Киносеанс закончился вместе с рывком за страховочный пояс. Пашины пальцы тоже не выдержали двойной нагрузки и мы с ним оба повисли на одном коротком поводке, перекинутым через две веревки. От такой тяжести, поводок проскользнул обратно и мы с ним оказались ровно посередине, рядом с толстой полосатой трубой. Через пять секунд такого болтания Паша выдал фразу:
- Стася, ты дурак, или как? Мне до веревки теперь не дотянуться. Себя я бы еще на руках подтянул, а двоих – извини.
- Ладно не ссы, сейчас что-нибудь придумаем.
- Слушай, а ссать-то хочется между прочем.
- Эй там, наверху, только ты по ветру ссы, и на меня не попади.
- Ладно, не ссы, не попаду.
Мы много раз это делали с высоты, но вот так, вися при этом на веревке, еще ни разу. Когда-то нужно начинать. Почему, как не сегодня, особенно, если хочется. Не под себя же. Паша отставил левую ногу, и уперев ее в железную трубу, чтобы не болтаться, стал писать вниз. Самое главное, на меня он не попал. Я проделал тоже самое. Моя струйка под воздействием закона Ньютона устремилась в красивую бездну. Естественно, до земли эти капли долетят едва ли. По пути все развеется и испарится. Внизу малая Невка красиво раздваивалась вокруг Каменного острова и, огибая его с двух сторон, несла свои черные, кажущиеся такими с высоты воды, в Финский залив.
Придумали так. Я снизу полез по своей двухметровой веревке до Паши.
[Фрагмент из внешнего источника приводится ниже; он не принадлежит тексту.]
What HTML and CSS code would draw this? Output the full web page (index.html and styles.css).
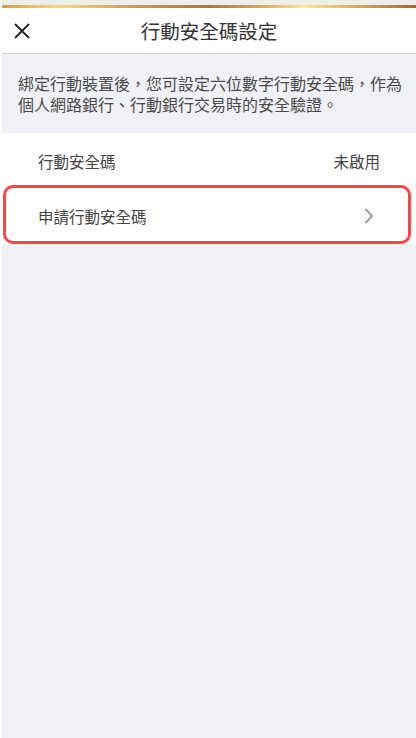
FILE: index.html
```html
<!DOCTYPE html>
<html lang="zh-Hant">
<head>
    <meta charset="UTF-8">
    <meta name="viewport" content="width=device-width, initial-scale=1.0">
    <title>行動安全碼設定</title>
    <link rel="stylesheet" href="styles.css">
</head>
<body>

    <div class="page">
        <div class="status-strip"></div>
        <div class="gold-bar"></div>

        <div class="header">
            <button class="close-btn" aria-label="關閉">
                <svg width="16" height="16" viewBox="0 0 16 16">
                    <path d="M1 1 L15 15 M15 1 L1 15" stroke="#222" stroke-width="1.8" fill="none"/>
                </svg>
            </button>
            <h1 class="title">行動安全碼設定</h1>
            <span class="spacer"></span>
        </div>

        <p class="intro">綁定行動裝置後，您可設定六位數字行動安全碼，作為個人網路銀行、行動銀行交易時的安全驗證。</p>

        <div class="list">
            <div class="row">
                <span class="label">行動安全碼</span>
                <span class="value">未啟用</span>
            </div>
            <div class="row row-link highlighted">
                <span class="label">申請行動安全碼</span>
                <svg class="chevron" width="10" height="16" viewBox="0 0 10 16">
                    <polyline points="1.5,1 8,8 1.5,15" stroke="#8a8a8a" stroke-width="1.6" fill="none"/>
                </svg>
            </div>
        </div>
    </div>

</body>
</html>
```

FILE: styles.css
```css
body {
    margin: 0;
    padding-left: 2px;
    background-color: #fff;
    font-family: "Noto Sans CJK TC", "Noto Sans", sans-serif;
    color: #333;
}

.page {
    background-color: #f0f1f6;
    min-height: 100vh;
    display: flex;
    flex-direction: column;
}

.status-strip {
    height: 5px;
    background-color: #eeeeee;
}

.gold-bar {
    height: 3px;
    background: linear-gradient(90deg, #e39b3f 0%, #f8d77e 14%, #d29a4f 32%, #b37536 50%, #d8a453 62%, #fce88c 73%, #dfa555 86%, #a9692a 100%);
}

.header {
    height: 45px;
    background-color: #fff;
    border-bottom: 1px solid #d2d2d2;
    display: grid;
    grid-template-columns: 48px 1fr 48px;
    align-items: center;
}

.close-btn {
    border: none;
    background: none;
    padding: 0;
    margin-left: 11px;
    width: 18px;
    height: 18px;
    display: flex;
    align-items: center;
    justify-content: center;
    cursor: pointer;
}

.title {
    margin: 0;
    text-align: center;
    font-size: 19.5px;
    font-weight: 400;
    color: #333;
}

.intro {
    margin: 0;
    padding: 19px 4px 18px 16px;
    font-size: 16px;
    line-height: 21px;
    color: #4a4a4a;
}

.list {
    background-color: #fff;
}

.row {
    height: 55px;
    padding: 0 36px;
    display: flex;
    align-items: center;
    justify-content: space-between;
    font-size: 15.5px;
    color: #444;
}

.row-link {
    height: 56px;
    cursor: pointer;
    position: relative;
}

.chevron {
    margin-right: 6px;
}

.highlighted::after {
    content: "";
    position: absolute;
    top: -3px;
    left: 1px;
    right: 5px;
    bottom: 0;
    border: 3px solid #ff4347;
    border-radius: 10px;
}
```
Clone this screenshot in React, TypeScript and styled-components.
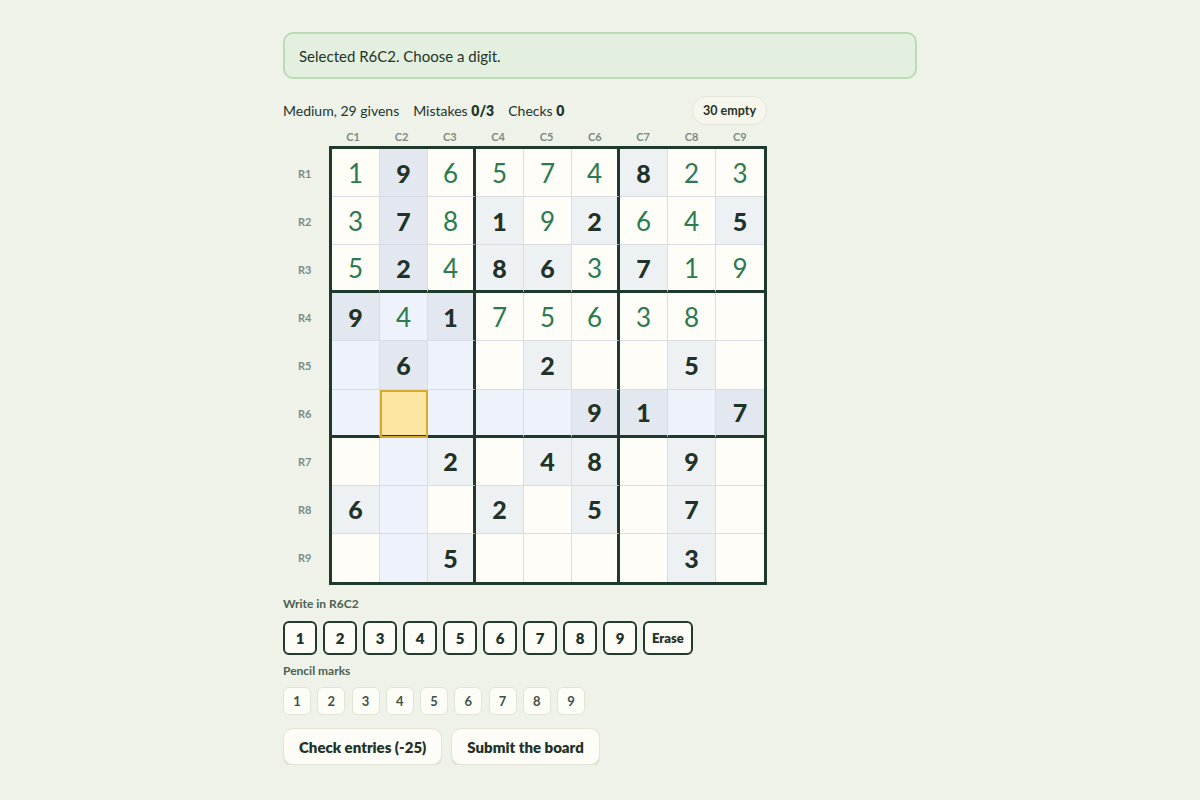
import React from 'react'
import styled, { createGlobalStyle } from 'styled-components'

const GlobalStyle = createGlobalStyle`
  html, body {
    margin: 0;
    padding: 0;
    background: #eff2e9;
    font-family: Lato, "Noto Sans", sans-serif;
    color: #22352b;
  }
`

const Page = styled.main`
  width: 634px;
  margin: 0 auto;
  padding-top: 32px;
  display: flex;
  flex-direction: column;
`

const Banner = styled.div`
  height: 47px;
  box-sizing: border-box;
  display: flex;
  align-items: center;
  padding: 0 14px;
  background: #e3f0df;
  border: 2px solid #bcdab5;
  border-radius: 10px;
  font-size: 15px;
  color: #1f3328;
`

const Board = styled.section`
  width: 484px;
  margin-top: 17px;
  display: flex;
  flex-direction: column;
`

const StatusRow = styled.div`
  display: flex;
  align-items: center;
  justify-content: space-between;
  height: 28px;
`

const Stats = styled.div`
  display: flex;
  gap: 14px;
  font-size: 14px;
  color: #22352b;

  b {
    font-weight: 800;
  }
`

const Pill = styled.span`
  font-size: 12.5px;
  font-weight: 700;
  padding: 6px 10px;
  border-radius: 14px;
  background: #f7f6ec;
  border: 1px solid #e4e6d9;
  color: #1f3328;
`

const ColHeads = styled.div`
  display: grid;
  grid-template-columns: 46px repeat(9, 1fr);
  padding-right: 3px;
  margin-top: 2px;
  height: 20px;
  align-items: center;
`

const Label = styled.span`
  font-size: 11px;
  font-weight: 700;
  color: #7c8b81;
  text-align: center;
`

const GridRow = styled.div`
  display: flex;
`

const RowHeads = styled.div`
  width: 46px;
  display: grid;
  grid-template-rows: repeat(9, 1fr);
  align-items: center;
  padding: 3px 0;
  box-sizing: border-box;
`

const RowLabel = styled(Label)`
  text-align: left;
  padding-left: 15px;
`

const Grid = styled.div`
  width: 438px;
  height: 439px;
  box-sizing: border-box;
  border: 3px solid #1e3a2c;
  display: grid;
  grid-template-columns: repeat(9, 1fr);
  grid-template-rows: repeat(9, 1fr);
  background: #fdfdf8;
`

type Tone = 'plain' | 'given' | 'peer' | 'peerGiven' | 'selected'

const toneBg: Record<Tone, string> = {
  plain: '#fefdf8',
  given: '#eef1f3',
  peer: '#eef2fb',
  peerGiven: '#e3e8f0',
  selected: '#fde6a1',
}

const Cell = styled.div<{ $tone: Tone; $right: number; $bottom: number; $given: boolean }>`
  box-sizing: border-box;
  display: flex;
  align-items: center;
  justify-content: center;
  background: ${(p) => toneBg[p.$tone]};
  border-right: ${(p) => (p.$right === 3 ? '3px solid #1e3a2c' : p.$right === 1 ? '1px solid #d9dde2' : 'none')};
  border-bottom: ${(p) => (p.$bottom === 3 ? '3px solid #1e3a2c' : p.$bottom === 1 ? '1px solid #d9dde2' : 'none')};
  outline: ${(p) => (p.$tone === 'selected' ? '2px solid #d6aa2c' : 'none')};
  outline-offset: -2px;
  font-size: ${(p) => (p.$given ? '25px' : '26px')};
  font-weight: ${(p) => (p.$given ? 900 : 400)};
  color: ${(p) => (p.$given ? '#1f3329' : '#2c7a4f')};
`

const SectionLabel = styled.div<{ $gap: number }>`
  font-size: 12px;
  font-weight: 700;
  color: #4b6152;
  margin-top: ${(p) => p.$gap}px;
  height: 16px;
`

const Keys = styled.div`
  display: flex;
  gap: 6px;
  margin-top: 9px;
`

const Key = styled.button<{ $wide?: boolean }>`
  height: 34px;
  min-width: 34px;
  padding: ${(p) => (p.$wide ? '0 7px' : '0')};
  box-sizing: border-box;
  border: 2px solid #233a2e;
  border-radius: 6px;
  background: #fdfcf6;
  font-family: inherit;
  font-size: ${(p) => (p.$wide ? '13px' : '15px')};
  font-weight: 800;
  color: #1f3329;
`

const Marks = styled.div`
  display: flex;
  gap: 6.25px;
  margin-top: 8px;
`

const Mark = styled.button`
  width: 28px;
  height: 28px;
  padding: 0;
  border: 1px solid #e1e4d7;
  border-radius: 6px;
  background: #fdfdf8;
  font-family: inherit;
  font-size: 13px;
  font-weight: 700;
  color: #3e5246;
`

const Actions = styled.div`
  display: flex;
  gap: 9px;
  margin-top: 13px;
`

const Action = styled.button`
  height: 37px;
  padding: 0 15px;
  border: 1px solid #e2e5d6;
  border-radius: 10px;
  background: #fdfcf6;
  box-shadow: 0 2px 0 #dfe3d3;
  font-family: inherit;
  font-size: 15px;
  font-weight: 800;
  color: #1f3329;
`

const solution = [
  '196574823',
  '378192645',
  '524863719',
  '941756380',
  '060020050',
  '000009107',
  '002048090',
  '600205070',
  '005000030',
]

const givens = [
  '010000100',
  '010101001',
  '010110100',
  '101000000',
  '010010010',
  '000001101',
  '001011010',
  '100101010',
  '001000010',
]

const sel = { r: 5, c: 1 }

function toneFor(r: number, c: number, given: boolean): Tone {
  if (r === sel.r && c === sel.c) return 'selected'
  const peer =
    r === sel.r || c === sel.c || (Math.floor(r / 3) === Math.floor(sel.r / 3) && Math.floor(c / 3) === Math.floor(sel.c / 3))
  if (peer) return given ? 'peerGiven' : 'peer'
  return given ? 'given' : 'plain'
}

const line = (i: number) => (i === 8 ? 0 : i % 3 === 2 ? 3 : 1)

export default function App() {
  const digits = [1, 2, 3, 4, 5, 6, 7, 8, 9]
  return (
    <>
      <GlobalStyle />
      <Page>
        <Banner>Selected R6C2. Choose a digit.</Banner>
        <Board>
          <StatusRow>
            <Stats>
              <span>Medium, 29 givens</span>
              <span>
                Mistakes <b>0/3</b>
              </span>
              <span>
                Checks <b>0</b>
              </span>
            </Stats>
            <Pill>30 empty</Pill>
          </StatusRow>
          <ColHeads>
            <span />
            {digits.map((d) => (
              <Label key={d}>C{d}</Label>
            ))}
          </ColHeads>
          <GridRow>
            <RowHeads>
              {digits.map((d) => (
                <RowLabel key={d}>R{d}</RowLabel>
              ))}
            </RowHeads>
            <Grid>
              {solution.map((row, r) =>
                row.split('').map((ch, c) => {
                  const given = givens[r][c] === '1'
                  return (
                    <Cell
                      key={`${r}-${c}`}
                      $tone={toneFor(r, c, given)}
                      $right={line(c)}
                      $bottom={line(r)}
                      $given={given}
                    >
                      {ch === '0' ? '' : ch}
                    </Cell>
                  )
                })
              )}
            </Grid>
          </GridRow>
          <SectionLabel $gap={11}>Write in R6C2</SectionLabel>
          <Keys>
            {digits.map((d) => (
              <Key key={d}>{d}</Key>
            ))}
            <Key $wide>Erase</Key>
          </Keys>
          <SectionLabel $gap={8}>Pencil marks</SectionLabel>
          <Marks>
            {digits.map((d) => (
              <Mark key={d}>{d}</Mark>
            ))}
          </Marks>
          <Actions>
            <Action>Check entries (-25)</Action>
            <Action>Submit the board</Action>
          </Actions>
        </Board>
      </Page>
    </>
  )
}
Зацепился сначала руками за его пояс, а потом отдохнув, полез по веревке и по Паше дальше. В конце, я поставил свою ногу ему на согнутые локти и выпрямившись зацепился руками за горизонтальные веревки. Вернее не совсем горизонтальные, а похожие на равнобедренный треугольник с тупым углом, только вершиной вниз. Дальше я, потянув тело к веревке, лег на нее животом и умудрился пристегнуться к ней карабином. После этого, Паша отстегнул мой карабин и зацепил его на своем поводке. Что и требовалось доказать. Проползя в таком виде до заветных скоб, я после небольшого отдыха сделал то, что нужно было сделать в первый раз, перед тем как я сорвался. Пропустив веревку за скобу, я прицепил себя карабином к поясу и полез вниз. Тем самым, своей тяжестью, притянув к лестнице Пашу. Вот в принципе и все.
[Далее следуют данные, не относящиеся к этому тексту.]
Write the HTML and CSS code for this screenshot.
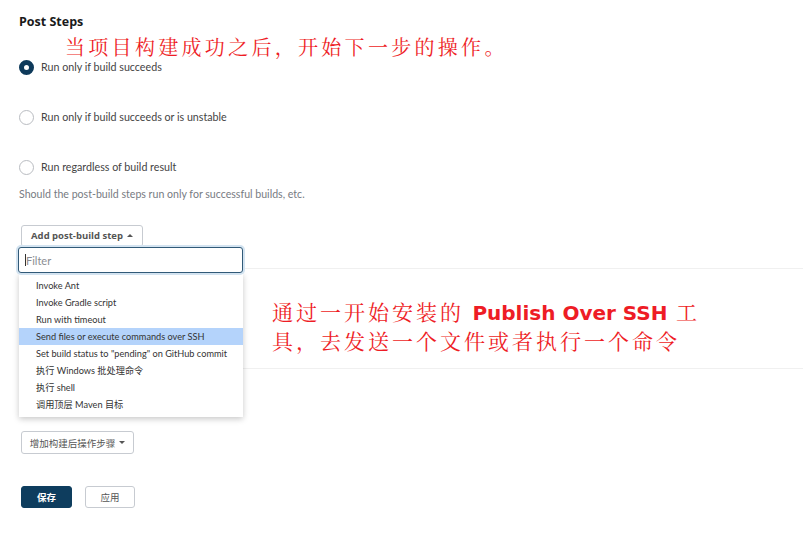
FILE: index.html
```html
<!DOCTYPE html>
<html lang="zh-CN">
<head>
<meta charset="utf-8">
<title>Post Steps</title>
<link rel="stylesheet" href="styles.css">
</head>
<body>
<main class="page">
  <h2 class="section-title">Post Steps</h2>

  <div class="radio-group">
    <label class="radio-row">
      <span class="radio radio-checked"></span>
      <span class="radio-label">Run only if build succeeds</span>
    </label>
    <label class="radio-row">
      <span class="radio"></span>
      <span class="radio-label">Run only if build succeeds or is unstable</span>
    </label>
    <label class="radio-row">
      <span class="radio"></span>
      <span class="radio-label">Run regardless of build result</span>
    </label>
  </div>

  <p class="help">Should the post-build steps run only for successful builds, etc.</p>

  <div class="dropdown-wrap">
    <button class="btn btn-add">Add post-build step <span class="caret-up"></span></button>
    <div class="dropdown">
      <div class="filter"><span class="filter-caret"></span><span class="filter-ph">Filter</span></div>
      <ul class="menu">
        <li>Invoke Ant</li>
        <li>Invoke Gradle script</li>
        <li>Run with timeout</li>
        <li class="active">Send files or execute commands over SSH</li>
        <li>Set build status to "pending" on GitHub commit</li>
        <li>执行 Windows 批处理命令</li>
        <li>执行 shell</li>
        <li>调用顶层 Maven 目标</li>
      </ul>
    </div>
  </div>

  <section class="empty-section"></section>

  <button class="btn btn-add2">增加构建后操作步骤 <span class="caret-down"></span></button>

  <div class="actions">
    <button class="btn btn-primary">保存</button>
    <button class="btn btn-secondary">应用</button>
  </div>

  <div class="note note-1">当项目构建成功之后，开始下一步的操作。</div>
  <div class="note note-2">通过一开始安装的 <b class="note-en">Publish Over SSH</b> 工<br>具，去发送一个文件或者执行一个命令</div>
</main>
</body>
</html>
```

FILE: styles.css
```css
* { box-sizing: border-box; }
html, body { margin: 0; padding: 0; background: #fff; }
body {
  font-family: "Open Sans", "Noto Sans", "Noto Sans CJK SC", sans-serif;
  color: #333;
  width: 803px;
  height: 533px;
  overflow: hidden;
}
.page {
  position: relative;
  padding: 14px 0 0 19px;
  height: 533px;
}
.section-title {
  margin: 0;
  font-size: 12.5px;
  line-height: 16px;
  font-weight: 700;
  color: #1a1a1a;
}
.radio-group {
  display: flex;
  flex-direction: column;
  gap: 35px;
  margin-top: 30px;
}
.radio-row {
  display: flex;
  align-items: center;
  gap: 7px;
  height: 15px;
}
.radio {
  width: 15px;
  height: 15px;
  border-radius: 50%;
  border: 1px solid #b9bcc1;
  background: #fff;
  flex: none;
}
.radio-checked {
  border: 5px solid #0e3a5b;
  background: #fff;
}
.radio-label {
  font-family: "Lato", "Noto Sans CJK SC", sans-serif;
  font-size: 10.7px;
  color: #444;
  position: relative;
  top: -1px;
}
.help {
  margin: 12px 0 0;
  font-family: "Lato", "Noto Sans CJK SC", sans-serif;
  font-size: 10.6px;
  line-height: 14px;
  color: #777b82;
}
.btn {
  font-family: "Open Sans", "Noto Sans", "Noto Sans CJK SC", sans-serif;
  background: #fff;
  border: 1px solid #c7cbd1;
  border-radius: 3px;
  cursor: pointer;
  display: inline-flex;
  align-items: center;
  justify-content: center;
  padding: 0;
}
.dropdown-wrap {
  position: relative;
  margin-top: 21px;
  height: 25px;
}
.btn-add {
  margin-left: 2px;
  width: 122px;
  height: 22px;
  font-size: 9.5px;
  font-weight: 700;
  color: #555;
  gap: 4px;
}
.caret-up {
  width: 0; height: 0;
  border-left: 3px solid transparent;
  border-right: 3px solid transparent;
  border-bottom: 3px solid #555;
}
.caret-down {
  width: 0; height: 0;
  border-left: 3px solid transparent;
  border-right: 3px solid transparent;
  border-top: 3px solid #555;
}
.dropdown {
  position: absolute;
  left: -1px;
  top: 25px;
  width: 225px;
  z-index: 5;
}
.filter {
  height: 26px;
  border: 1px solid #315a78;
  border-radius: 3px;
  box-shadow: 0 0 0 2px #d3e3f0;
  background: #fff;
  display: flex;
  align-items: center;
  padding-left: 6px;
  position: relative;
  z-index: 2;
}
.filter-caret {
  width: 1px;
  height: 12px;
  background: #333;
}
.filter-ph {
  font-family: "Lato", sans-serif;
  font-size: 11px;
  color: #8a8d92;
}
.menu {
  list-style: none;
  margin: 0 0 0 1px;
  padding: 4px 0;
  background: #fff;
  box-shadow: 0 2px 6px rgba(0,0,0,0.22);
  width: 224px;
}
.menu li {
  height: 17px;
  line-height: 17px;
  padding-left: 17px;
  font-size: 9.2px;
  color: #333;
  font-family: "Lato", "Noto Sans CJK SC", sans-serif;
  white-space: nowrap;
}
.menu li.active { background: #b4d3fb; }
.empty-section {
  margin-top: 21px;
  margin-left: 40px;
  height: 101px;
  border-top: 1px solid #f0f0f0;
  border-bottom: 1px solid #f0f0f0;
}
.btn-add2 {
  margin-top: 62px;
  margin-left: 2px;
  width: 113px;
  height: 23px;
  font-size: 9.5px;
  color: #555;
  gap: 4px;
}
.actions {
  display: flex;
  gap: 13px;
  margin-top: 32px;
  margin-left: 2px;
}
.btn-primary {
  width: 51px;
  height: 22px;
  background: #0e3d5e;
  border-color: #0e3d5e;
  color: #fff;
  font-size: 9.5px;
  font-weight: 700;
}
.btn-secondary {
  width: 50px;
  height: 22px;
  color: #555;
  font-size: 9.5px;
}
.note {
  position: absolute;
  color: #ee1c25;
  font-family: "Noto Serif CJK SC", "Noto Sans CJK SC", serif;
  font-weight: 400;
  white-space: nowrap;
}
.note-1 {
  left: 65px;
  top: 34px;
  font-size: 20px;
  letter-spacing: 3.3px;
  line-height: 26px;
}
.note-2 {
  left: 272px;
  top: 298px;
  font-size: 21px;
  letter-spacing: 3px;
  line-height: 27px;
}
.note-en {
  font-family: "DejaVu Sans", Verdana, sans-serif;
  font-weight: 700;
  font-size: 20px;
  letter-spacing: 0;
}
```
Дальше все сделали, как и планировали. Отцепив одну злосчастную кошку, вытянули таким образом две. То есть – спасли инвентарь. В итоге, получили то, что хотели – приличное количество адреналина в кровушку. Самое интересное, что испугались мы только тогда, когда уже спустились. Сердце почему-то очень долго стучало, хотя все давно было позади. А позади остались: туман и кучевые облака, сон на самом верху, и красивое пробуждение на высоте триста шестьдесят метров. Любимая песня и экстремальное болтание на двухсотметровой высоте. Не осталось только документального подтверждения, но не это самое главное. Самое главное, это победа над собственным страхом и личные воспоминания.
Что еще осталось. Остались сны. Мне это падение в никуда, снилось еще очень долго. Наверное, полгода. Каждый раз, просыпаясь, я долго не мог уснуть, после яркого красочного фильма. Именно красочного, а не ужасного. В нем я медленно летел к земле. При этом, меня ветром сносило к Неве, но к сожалению, всегда сносило недостаточно. Постоянно не хватало каких-то пяти - десяти метров, чтобы упасть в воду. Хотя, на такой высоте, какая разница. Я всегда просыпался именно в тот момент, когда уже отчетливо видел землю. Подробно, подробно – до мельчавших песчинок. И всегда одна и та же картинка. Один муравей тащит на себе другого.
Следующим летом полезем….. Сам еще не знаю куда, но полезем точно…
Санкт-Петербург, 02 октября 2006 года. Станислав Кутехов.